CASF-2016 is a commonly used benchmark for docking tools. Unfortunately, some of the provided ligand files cannot be loaded using RDKit (version 2022.09.1) but there is an easy remedy.

The ligands are provided in two file formats – mol2 and sdf. Let us try reading the provided sdf files first.

# load CASF-2016 SDF files with RDKit

from pathlib import Path
from rdkit.Chem.rdmolfiles import SDMolSupplier

path_casf = Path('./CASF-2016/coreset')
names = sorted([d.stem for d in path_casf.iterdir() if d.is_dir()])
success = set()
failed = set()
for name in names:
    path_sdf = path_casf / name / f"{name}_ligand.sdf"
    mols = SDMolSupplier(str(path_sdf), sanitize=True)
    if len(mols) > 0 and mols[0] is not None:
        success.add(name)
    else:
        failed.add(name)
print("Success:", len(success))
print("Failed:", len(failed))

Running the above we get 86 failures for 285 files.

Let us try the provided mol2 files next.

# load CASF-2016 MOL2 files with RDKit
from rdkit.Chem.rdmolfiles import MolFromMol2File

success = set()
failed = set()
for name in names:
    path_mol2 = path_casf / name / f"{name}_ligand.mol2"
    mol = MolFromMol2File(str(path_mol2), sanitize=True)
    if mol is not None:
        success.add(name)
    else:
        failed.add(name)
print("Success:", len(success))
print("Failed:", len(failed))
print(sorted(failed))

This time we only get 12 failures.

If we use the mol2 files first and fall back to the SDF file, we get 6 ligands which we cannot read properly.
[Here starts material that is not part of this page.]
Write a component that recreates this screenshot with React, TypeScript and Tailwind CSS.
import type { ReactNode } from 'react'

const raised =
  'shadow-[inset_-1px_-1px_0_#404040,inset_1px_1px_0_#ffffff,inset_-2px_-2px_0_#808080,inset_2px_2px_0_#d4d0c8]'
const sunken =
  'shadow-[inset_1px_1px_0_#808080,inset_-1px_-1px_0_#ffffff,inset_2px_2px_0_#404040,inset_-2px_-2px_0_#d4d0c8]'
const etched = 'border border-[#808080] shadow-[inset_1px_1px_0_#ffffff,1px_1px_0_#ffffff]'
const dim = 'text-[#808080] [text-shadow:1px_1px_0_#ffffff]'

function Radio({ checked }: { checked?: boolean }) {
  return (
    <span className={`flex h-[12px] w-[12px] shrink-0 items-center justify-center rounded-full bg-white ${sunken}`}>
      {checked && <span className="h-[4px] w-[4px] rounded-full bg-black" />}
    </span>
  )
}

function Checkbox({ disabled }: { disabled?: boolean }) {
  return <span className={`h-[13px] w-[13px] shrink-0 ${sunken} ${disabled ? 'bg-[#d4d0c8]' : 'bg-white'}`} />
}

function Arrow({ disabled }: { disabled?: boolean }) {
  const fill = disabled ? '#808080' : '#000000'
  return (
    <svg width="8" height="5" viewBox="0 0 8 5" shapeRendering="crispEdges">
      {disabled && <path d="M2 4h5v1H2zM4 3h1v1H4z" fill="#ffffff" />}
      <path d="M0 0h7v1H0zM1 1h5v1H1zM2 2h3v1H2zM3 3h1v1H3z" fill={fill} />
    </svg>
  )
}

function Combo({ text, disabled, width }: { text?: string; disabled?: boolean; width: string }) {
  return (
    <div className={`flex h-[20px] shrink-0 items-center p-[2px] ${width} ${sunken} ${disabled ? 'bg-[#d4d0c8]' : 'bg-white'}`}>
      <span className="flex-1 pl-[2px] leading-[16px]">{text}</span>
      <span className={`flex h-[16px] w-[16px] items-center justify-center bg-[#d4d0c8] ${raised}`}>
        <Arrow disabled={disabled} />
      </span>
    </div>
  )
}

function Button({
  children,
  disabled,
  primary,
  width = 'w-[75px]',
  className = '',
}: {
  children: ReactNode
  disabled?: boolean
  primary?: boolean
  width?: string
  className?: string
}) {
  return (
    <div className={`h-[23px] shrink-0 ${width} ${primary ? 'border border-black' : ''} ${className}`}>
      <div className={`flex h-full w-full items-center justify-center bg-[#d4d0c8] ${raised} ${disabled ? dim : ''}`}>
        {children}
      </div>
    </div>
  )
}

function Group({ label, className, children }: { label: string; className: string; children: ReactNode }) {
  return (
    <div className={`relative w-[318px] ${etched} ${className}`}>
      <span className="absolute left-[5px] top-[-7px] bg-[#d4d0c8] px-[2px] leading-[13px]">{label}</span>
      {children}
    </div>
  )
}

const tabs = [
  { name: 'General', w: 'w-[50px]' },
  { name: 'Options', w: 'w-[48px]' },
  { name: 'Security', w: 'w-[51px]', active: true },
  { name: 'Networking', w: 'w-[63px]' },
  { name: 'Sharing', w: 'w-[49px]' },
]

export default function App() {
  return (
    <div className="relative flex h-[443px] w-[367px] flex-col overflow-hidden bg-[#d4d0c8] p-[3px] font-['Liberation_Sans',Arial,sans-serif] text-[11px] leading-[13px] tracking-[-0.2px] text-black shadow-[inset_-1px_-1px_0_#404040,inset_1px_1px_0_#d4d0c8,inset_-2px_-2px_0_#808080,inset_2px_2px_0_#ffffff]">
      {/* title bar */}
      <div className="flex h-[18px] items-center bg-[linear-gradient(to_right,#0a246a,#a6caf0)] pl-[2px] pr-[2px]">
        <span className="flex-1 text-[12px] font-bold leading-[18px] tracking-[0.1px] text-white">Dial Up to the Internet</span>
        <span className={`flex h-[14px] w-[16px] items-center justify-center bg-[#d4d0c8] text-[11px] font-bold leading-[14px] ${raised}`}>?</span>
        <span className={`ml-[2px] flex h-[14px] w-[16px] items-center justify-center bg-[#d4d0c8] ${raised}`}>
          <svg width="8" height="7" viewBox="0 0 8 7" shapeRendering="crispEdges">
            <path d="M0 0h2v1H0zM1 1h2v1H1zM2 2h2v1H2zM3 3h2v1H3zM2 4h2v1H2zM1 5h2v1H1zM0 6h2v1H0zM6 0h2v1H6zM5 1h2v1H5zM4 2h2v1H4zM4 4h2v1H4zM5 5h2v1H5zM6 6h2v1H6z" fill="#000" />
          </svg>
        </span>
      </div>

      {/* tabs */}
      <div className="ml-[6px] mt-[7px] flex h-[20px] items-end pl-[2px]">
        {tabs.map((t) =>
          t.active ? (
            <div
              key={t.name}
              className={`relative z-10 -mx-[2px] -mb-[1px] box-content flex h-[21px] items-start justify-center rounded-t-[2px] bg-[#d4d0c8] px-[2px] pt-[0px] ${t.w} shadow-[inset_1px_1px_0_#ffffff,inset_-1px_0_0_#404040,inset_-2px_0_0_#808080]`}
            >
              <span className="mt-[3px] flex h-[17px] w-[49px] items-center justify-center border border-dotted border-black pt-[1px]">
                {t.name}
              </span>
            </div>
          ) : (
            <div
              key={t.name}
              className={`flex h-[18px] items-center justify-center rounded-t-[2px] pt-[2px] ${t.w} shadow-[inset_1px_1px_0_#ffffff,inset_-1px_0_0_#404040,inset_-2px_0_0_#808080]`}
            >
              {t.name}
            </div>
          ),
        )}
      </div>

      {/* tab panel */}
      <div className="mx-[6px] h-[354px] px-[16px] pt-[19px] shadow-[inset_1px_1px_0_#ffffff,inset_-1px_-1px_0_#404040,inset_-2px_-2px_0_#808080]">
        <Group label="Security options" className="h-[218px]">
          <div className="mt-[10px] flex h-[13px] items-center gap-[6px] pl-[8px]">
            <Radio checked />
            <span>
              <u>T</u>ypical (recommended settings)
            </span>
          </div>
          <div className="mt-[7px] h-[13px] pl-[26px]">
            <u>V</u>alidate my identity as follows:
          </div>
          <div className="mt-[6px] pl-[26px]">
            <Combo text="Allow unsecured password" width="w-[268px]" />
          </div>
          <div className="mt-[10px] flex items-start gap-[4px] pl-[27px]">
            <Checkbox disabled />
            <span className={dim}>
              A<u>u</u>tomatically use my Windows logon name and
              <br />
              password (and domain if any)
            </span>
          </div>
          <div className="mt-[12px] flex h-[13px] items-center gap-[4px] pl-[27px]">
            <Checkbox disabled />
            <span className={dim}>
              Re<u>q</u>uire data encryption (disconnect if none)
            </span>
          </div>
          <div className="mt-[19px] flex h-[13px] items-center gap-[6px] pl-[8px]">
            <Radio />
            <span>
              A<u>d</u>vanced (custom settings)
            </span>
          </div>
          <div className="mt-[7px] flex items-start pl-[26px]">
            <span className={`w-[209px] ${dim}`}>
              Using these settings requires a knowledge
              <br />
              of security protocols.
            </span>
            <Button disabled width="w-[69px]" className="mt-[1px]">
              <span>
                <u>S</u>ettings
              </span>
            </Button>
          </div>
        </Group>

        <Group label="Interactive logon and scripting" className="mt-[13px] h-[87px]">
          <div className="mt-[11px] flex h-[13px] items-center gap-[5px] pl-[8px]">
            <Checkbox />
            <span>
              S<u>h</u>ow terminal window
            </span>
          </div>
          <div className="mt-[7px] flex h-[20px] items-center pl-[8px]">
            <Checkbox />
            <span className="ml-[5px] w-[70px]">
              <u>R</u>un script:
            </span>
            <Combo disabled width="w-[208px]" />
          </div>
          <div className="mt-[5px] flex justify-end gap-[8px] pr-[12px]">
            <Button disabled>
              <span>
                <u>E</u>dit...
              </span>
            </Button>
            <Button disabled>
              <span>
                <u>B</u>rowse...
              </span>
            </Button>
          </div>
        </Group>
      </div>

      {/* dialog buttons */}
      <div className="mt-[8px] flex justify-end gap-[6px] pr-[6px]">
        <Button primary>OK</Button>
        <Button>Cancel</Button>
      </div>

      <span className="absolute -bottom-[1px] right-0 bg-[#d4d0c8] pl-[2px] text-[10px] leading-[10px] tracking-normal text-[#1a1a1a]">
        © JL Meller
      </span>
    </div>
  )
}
They are the ligands for complexes 1BZC, 1VSO, 2ZCQ, 2ZCR, 4TMN, and 5TMN.

To see what is going on, we spot check the sdf file of 5TMN. The sanitization error reads “explicit valence for atom # 25 C, 6, is greater than permitted”.
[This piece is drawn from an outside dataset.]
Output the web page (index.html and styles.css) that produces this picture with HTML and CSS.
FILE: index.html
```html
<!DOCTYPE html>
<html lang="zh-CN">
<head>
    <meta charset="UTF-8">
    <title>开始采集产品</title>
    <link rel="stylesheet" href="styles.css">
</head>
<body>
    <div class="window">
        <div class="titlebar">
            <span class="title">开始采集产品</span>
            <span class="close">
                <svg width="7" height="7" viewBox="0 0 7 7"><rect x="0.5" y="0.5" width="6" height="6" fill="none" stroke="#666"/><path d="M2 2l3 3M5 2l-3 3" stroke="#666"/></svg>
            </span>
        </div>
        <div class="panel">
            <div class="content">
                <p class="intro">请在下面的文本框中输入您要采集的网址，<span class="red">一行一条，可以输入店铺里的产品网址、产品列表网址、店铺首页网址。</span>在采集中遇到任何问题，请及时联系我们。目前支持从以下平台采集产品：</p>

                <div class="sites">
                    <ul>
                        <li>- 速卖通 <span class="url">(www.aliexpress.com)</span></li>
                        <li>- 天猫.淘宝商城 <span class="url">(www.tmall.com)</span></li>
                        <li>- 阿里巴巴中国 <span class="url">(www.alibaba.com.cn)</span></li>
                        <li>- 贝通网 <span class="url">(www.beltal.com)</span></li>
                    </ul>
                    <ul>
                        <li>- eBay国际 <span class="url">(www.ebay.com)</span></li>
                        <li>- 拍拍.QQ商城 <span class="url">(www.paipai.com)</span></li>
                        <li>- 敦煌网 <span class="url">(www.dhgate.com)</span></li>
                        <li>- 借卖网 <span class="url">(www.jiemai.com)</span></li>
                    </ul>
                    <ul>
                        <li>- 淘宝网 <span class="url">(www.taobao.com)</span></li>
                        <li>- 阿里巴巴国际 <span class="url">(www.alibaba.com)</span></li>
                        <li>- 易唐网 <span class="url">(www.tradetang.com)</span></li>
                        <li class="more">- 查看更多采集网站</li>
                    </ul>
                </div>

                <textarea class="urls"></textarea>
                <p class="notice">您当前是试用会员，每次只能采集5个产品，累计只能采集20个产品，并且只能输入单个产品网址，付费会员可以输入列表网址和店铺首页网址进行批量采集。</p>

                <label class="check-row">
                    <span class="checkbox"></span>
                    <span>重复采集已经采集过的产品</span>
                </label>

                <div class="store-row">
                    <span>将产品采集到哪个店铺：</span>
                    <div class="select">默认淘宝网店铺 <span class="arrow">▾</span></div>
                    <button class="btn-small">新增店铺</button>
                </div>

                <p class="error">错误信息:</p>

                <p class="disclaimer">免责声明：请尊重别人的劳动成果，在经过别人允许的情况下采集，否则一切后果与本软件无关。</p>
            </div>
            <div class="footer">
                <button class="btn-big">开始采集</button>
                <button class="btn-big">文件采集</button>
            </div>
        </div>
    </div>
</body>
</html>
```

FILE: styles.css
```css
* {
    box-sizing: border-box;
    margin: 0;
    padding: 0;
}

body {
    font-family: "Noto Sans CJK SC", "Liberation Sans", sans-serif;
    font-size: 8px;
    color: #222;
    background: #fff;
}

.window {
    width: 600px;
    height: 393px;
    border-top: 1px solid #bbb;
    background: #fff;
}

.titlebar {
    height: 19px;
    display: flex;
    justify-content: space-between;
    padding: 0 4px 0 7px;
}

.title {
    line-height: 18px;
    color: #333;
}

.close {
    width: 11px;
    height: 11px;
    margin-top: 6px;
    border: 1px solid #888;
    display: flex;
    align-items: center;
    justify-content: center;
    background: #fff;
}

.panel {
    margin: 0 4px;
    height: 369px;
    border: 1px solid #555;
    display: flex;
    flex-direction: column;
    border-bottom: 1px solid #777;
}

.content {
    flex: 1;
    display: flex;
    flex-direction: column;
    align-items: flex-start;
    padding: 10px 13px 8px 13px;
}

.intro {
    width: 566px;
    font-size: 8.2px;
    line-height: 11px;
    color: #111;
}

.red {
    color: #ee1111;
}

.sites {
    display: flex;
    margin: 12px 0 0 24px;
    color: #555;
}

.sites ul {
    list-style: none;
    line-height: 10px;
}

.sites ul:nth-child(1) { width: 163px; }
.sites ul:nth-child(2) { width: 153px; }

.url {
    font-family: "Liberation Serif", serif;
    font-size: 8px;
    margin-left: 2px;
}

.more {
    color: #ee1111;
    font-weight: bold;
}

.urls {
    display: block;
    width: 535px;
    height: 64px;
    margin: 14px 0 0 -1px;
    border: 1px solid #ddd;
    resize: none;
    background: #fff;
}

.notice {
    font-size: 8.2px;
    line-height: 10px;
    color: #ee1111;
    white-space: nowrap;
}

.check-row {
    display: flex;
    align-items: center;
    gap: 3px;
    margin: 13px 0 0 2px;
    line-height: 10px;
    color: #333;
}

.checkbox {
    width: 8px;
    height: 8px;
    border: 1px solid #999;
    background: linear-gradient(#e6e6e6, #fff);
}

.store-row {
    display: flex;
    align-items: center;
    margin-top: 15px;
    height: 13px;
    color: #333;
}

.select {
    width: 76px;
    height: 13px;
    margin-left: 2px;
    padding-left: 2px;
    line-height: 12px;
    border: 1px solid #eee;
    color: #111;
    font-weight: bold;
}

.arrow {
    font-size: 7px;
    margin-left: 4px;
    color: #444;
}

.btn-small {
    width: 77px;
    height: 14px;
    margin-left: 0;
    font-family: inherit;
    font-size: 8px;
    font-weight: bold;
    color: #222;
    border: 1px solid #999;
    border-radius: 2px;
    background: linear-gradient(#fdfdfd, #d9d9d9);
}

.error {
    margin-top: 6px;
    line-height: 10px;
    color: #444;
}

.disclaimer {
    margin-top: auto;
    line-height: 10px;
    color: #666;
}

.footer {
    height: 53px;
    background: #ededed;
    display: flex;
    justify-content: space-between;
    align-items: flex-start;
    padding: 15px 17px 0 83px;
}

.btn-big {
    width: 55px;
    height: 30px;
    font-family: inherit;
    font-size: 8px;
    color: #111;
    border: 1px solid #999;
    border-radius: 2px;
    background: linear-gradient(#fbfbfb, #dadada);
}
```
Ligand loaded from sdf file.
CASF-2016 ligand 0PJ of entry 5TMN loaded from the `sdf` file shown in PyMOL.

The mol2 files with error message “warning – O.co2 with non C.2 or S.o2 neighbor.”

Ligand loaded from mol2 file.
CASF-2016 ligand 0PJ of entry 5TMN loaded from the `mol2` file shown in PyMOL.
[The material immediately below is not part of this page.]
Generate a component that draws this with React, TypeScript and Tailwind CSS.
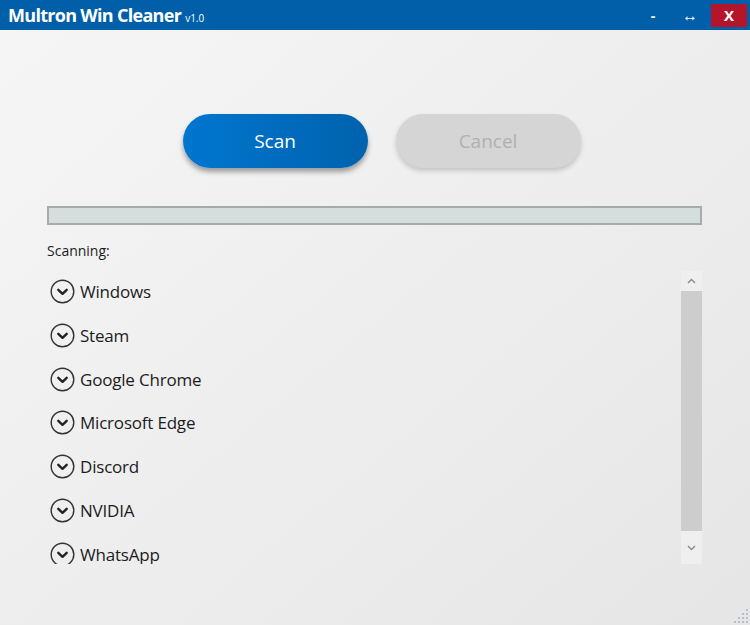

The easiest way to solve these errors is to go find the ligand in the PDB and download a new sdf file from there. Viola, this time the file can be read, and we get a nice ligand.

Ligand loaded from dedicated ligand sdf file obtained from the PDB.
Ligand 0PJ of PDB entry 5TMN loaded from the SDF file provided by the PDB.

Luckily we only have to do download a new file 6 times.